In about six weeks, the 2012 Kansas Legislature will convene in Topeka, to address one of the largest policy agendas in the state’s history.
Some items — such as the budget, Medicaid restructuring, school finance and redistricting — are essentially required. Others — such as the drive to eliminate the income tax, to support marriage as a way to reduce welfare costs and enact more restrictive immigration laws — are issues that the Brownback administration is choosing to push.
This kind of aggressive agenda offers Gov. Sam Brownback and his conservative Republican allies the potential for a win-win situation; at the same time, there are some risks in pushing too hard on too many issues.
The governor and the GOP House, dominated by conservatives, can pass many of these initiatives, but the more moderate Senate is sure to resist on many particulars. Still, the Senate is overwhelmingly Republican, so there’s a good chance that some key policies, such as Medicaid reform and some tinkering with the income-tax law, can win approval.
And for those issues that are defeated or delayed, conservatives can appeal to the voters that moderate Senate Republicans were the roadblocks on the path to the implementation of a full-blown shift to the right in Kansas, turning the state into some combination of Texas (taxes) and Arizona (immigration).
Under this scenario, the governor and his allies can win by either passing a broad conservative policy agenda or by creating issues that will defeat moderate GOP senators among the allegedly right-wing Republican primary voters.
Still, there are real dangers for the Brownback administration and its conservative allies.
First, Brownback’s job-approval numbers remain mired in the low 40s, and a recent survey by the Docking Institute of Public Affairs at Fort Hays State University showed support for actually raising taxes on the wealthy and corporations, rather than seeking a broad income-tax cut.

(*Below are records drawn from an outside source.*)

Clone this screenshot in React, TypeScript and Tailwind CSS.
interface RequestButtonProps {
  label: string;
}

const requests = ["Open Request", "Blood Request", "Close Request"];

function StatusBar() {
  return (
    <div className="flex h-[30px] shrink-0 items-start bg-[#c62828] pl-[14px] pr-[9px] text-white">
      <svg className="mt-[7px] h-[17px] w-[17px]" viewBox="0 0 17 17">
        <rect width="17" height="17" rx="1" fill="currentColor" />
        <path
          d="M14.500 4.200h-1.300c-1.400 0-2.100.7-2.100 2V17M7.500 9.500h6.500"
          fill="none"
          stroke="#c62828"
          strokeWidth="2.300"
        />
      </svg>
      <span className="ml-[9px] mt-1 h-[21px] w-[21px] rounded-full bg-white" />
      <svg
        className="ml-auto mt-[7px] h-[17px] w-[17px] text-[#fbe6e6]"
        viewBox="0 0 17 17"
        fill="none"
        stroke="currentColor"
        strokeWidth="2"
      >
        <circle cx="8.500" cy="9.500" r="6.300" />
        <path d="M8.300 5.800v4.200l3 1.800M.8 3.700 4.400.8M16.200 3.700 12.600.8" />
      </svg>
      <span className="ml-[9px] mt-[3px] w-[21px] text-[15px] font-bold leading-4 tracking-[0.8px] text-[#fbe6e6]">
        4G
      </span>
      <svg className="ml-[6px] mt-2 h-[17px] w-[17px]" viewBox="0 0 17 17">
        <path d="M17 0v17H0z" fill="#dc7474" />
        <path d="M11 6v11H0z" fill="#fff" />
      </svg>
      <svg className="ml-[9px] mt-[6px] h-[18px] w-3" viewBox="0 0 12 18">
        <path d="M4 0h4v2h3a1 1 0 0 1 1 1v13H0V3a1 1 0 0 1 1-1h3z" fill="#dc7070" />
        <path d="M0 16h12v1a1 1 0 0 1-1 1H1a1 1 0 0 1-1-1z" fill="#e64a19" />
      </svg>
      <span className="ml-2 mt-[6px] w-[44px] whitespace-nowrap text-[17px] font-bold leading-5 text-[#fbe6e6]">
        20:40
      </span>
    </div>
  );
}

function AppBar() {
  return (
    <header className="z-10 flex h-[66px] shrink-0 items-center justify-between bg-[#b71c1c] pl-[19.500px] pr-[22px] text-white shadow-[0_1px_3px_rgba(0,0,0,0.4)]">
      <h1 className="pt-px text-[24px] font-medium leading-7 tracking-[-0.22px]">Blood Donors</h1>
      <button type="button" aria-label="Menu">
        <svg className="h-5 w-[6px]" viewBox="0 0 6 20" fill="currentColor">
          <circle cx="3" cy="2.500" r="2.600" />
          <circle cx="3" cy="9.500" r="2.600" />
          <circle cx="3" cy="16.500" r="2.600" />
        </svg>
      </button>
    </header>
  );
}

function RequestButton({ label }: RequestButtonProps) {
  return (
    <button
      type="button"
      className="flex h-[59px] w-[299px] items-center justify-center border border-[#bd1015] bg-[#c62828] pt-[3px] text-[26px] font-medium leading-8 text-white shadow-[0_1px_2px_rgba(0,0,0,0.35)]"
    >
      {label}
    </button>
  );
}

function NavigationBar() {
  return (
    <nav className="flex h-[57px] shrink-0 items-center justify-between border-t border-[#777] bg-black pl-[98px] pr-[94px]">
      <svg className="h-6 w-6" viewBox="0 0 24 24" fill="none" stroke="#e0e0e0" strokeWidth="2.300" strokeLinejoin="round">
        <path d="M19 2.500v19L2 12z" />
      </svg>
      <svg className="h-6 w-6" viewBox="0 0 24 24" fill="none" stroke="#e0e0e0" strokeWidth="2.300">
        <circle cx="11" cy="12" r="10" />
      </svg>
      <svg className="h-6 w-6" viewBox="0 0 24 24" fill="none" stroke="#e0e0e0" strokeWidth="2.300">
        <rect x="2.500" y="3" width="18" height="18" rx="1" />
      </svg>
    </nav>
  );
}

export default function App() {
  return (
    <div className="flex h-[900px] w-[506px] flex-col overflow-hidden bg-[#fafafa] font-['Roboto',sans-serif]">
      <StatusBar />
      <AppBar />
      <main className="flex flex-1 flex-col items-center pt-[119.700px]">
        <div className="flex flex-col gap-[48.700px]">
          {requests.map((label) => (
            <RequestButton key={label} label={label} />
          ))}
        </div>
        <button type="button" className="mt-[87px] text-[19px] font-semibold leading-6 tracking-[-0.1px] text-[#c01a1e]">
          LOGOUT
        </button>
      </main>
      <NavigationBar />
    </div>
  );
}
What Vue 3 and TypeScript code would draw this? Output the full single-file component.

And the nascent Brownback plan for “reforming” school finance has drawn the wrath of many local education officials, who see the continuation of the trend to increase taxes at the local level. If there is an Achilles’ heel in the administration’s overall agenda, it is the perception that Kansas’ generally successful education system is coming under attack.
Immigration “reforms” in Arizona and Alabama, in part orchestrated by Secretary of State Kris Kobach, have not proved to be unadulterated successes, as many Republicans have turned against the harsh state enforcement of national immigration laws.
Adding to the policy/politics mix is the great uncertainty surrounding the state’s post-census redistricting. Although congressional districts have received the greatest public attention, state legislative lines — and especially those for Senate districts — may well represent the most important decisions. The Legislature could easily find itself without clear districts for its members in early May, just weeks before the filing deadlines.
If conservatives are seen as being too demanding here, arcane procedural decisions could well escalate into an ugly blame game, with unpredictable consequences.
Overall, it makes sense for the Brownback administration and its allies to think big; they could get a lot of what they ask for, and most eyes will be diverted from the large-scale changes taking place within the bureaucracy.
Still, the risks of overreaching are real, especially if these initiatives endanger popular programs (school funding) or fly in the face of public opinion. And with redistricting thrown into the mix, the next year will move from being entertaining to becoming explosive.